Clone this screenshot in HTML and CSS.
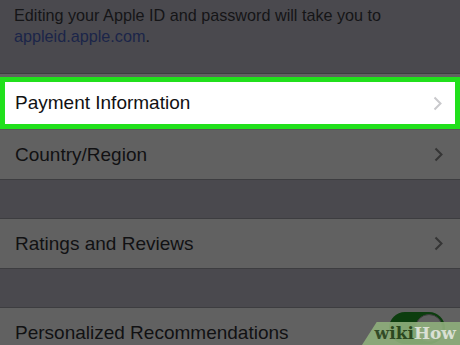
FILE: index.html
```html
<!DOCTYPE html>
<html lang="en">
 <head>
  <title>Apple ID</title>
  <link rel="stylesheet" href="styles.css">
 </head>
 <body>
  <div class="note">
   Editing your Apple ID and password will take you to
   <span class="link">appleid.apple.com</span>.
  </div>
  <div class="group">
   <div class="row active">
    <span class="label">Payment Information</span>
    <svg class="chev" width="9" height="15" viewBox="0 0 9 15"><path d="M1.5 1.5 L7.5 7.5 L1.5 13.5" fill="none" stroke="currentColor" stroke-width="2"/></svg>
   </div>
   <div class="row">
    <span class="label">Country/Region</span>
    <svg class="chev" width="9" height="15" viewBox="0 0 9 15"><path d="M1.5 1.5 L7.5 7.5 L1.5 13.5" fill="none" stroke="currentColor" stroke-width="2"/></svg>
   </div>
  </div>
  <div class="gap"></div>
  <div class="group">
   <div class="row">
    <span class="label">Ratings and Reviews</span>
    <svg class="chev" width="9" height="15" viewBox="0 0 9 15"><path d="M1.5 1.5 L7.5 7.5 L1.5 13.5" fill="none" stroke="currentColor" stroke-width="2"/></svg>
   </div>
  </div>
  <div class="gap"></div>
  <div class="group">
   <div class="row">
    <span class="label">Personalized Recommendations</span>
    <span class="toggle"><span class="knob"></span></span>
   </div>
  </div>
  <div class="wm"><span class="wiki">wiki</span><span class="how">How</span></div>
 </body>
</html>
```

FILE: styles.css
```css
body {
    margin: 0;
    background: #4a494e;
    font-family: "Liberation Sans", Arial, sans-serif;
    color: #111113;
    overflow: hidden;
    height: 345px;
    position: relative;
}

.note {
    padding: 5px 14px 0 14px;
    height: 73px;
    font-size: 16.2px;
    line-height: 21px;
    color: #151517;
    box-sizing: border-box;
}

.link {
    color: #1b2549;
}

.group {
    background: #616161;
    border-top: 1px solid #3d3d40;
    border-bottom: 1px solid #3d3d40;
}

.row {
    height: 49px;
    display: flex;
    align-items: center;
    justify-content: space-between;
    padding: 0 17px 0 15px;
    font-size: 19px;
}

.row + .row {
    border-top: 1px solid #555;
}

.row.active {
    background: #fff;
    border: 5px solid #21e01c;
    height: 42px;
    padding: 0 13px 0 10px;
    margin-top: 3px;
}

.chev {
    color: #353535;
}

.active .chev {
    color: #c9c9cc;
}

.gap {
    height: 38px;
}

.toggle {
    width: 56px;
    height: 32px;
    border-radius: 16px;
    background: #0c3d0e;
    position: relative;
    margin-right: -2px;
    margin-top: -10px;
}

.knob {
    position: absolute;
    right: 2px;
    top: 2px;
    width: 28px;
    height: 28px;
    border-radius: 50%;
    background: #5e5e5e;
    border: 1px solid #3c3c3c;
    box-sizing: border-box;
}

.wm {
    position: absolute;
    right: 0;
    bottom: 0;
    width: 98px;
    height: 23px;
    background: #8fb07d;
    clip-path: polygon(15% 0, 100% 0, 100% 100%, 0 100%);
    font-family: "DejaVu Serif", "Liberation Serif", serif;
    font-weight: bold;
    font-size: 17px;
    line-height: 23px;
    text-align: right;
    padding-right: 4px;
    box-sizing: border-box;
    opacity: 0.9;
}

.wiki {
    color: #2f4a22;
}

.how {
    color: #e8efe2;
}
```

+++++

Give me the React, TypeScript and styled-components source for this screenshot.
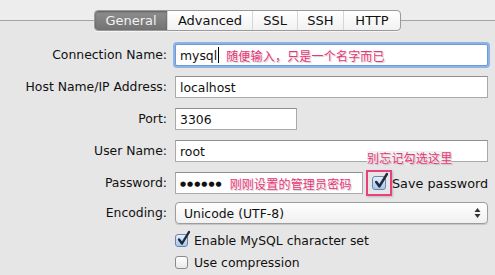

+++++

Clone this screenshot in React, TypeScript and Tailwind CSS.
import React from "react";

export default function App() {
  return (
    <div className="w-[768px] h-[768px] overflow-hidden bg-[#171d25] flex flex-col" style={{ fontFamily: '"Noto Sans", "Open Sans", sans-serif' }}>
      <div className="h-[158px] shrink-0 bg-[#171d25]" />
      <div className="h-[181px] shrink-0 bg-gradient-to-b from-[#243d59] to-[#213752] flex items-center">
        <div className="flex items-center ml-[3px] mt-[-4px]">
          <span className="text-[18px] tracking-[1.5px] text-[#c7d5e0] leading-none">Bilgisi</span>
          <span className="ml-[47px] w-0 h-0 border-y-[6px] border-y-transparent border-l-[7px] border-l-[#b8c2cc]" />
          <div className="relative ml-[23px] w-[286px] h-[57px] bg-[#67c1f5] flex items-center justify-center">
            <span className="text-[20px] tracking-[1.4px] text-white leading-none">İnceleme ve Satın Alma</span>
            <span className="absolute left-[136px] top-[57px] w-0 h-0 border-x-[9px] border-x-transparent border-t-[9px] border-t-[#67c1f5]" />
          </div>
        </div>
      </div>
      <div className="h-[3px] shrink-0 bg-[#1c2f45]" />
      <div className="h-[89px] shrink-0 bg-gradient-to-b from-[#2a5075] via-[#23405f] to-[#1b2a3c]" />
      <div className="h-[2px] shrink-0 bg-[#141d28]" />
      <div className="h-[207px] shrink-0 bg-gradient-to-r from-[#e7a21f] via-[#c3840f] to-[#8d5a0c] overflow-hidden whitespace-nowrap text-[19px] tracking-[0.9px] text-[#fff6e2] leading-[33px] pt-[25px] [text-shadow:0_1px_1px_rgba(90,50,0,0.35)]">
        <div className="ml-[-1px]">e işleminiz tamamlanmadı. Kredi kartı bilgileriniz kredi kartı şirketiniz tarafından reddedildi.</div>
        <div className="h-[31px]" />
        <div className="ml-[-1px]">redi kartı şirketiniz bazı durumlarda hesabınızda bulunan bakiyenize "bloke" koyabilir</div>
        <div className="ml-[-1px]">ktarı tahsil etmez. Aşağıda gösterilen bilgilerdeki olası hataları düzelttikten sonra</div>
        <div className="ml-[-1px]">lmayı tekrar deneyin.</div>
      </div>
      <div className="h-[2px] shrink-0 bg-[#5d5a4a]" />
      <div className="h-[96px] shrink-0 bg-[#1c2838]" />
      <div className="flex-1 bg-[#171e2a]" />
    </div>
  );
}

+++++

TASK OBJECTIVE:
Select every line in the records above that contains the word "React".

WRITTEN ANSWER:
Give me the React, TypeScript and styled-components source for this screenshot.
Clone this screenshot in React, TypeScript and Tailwind CSS.
import React from "react";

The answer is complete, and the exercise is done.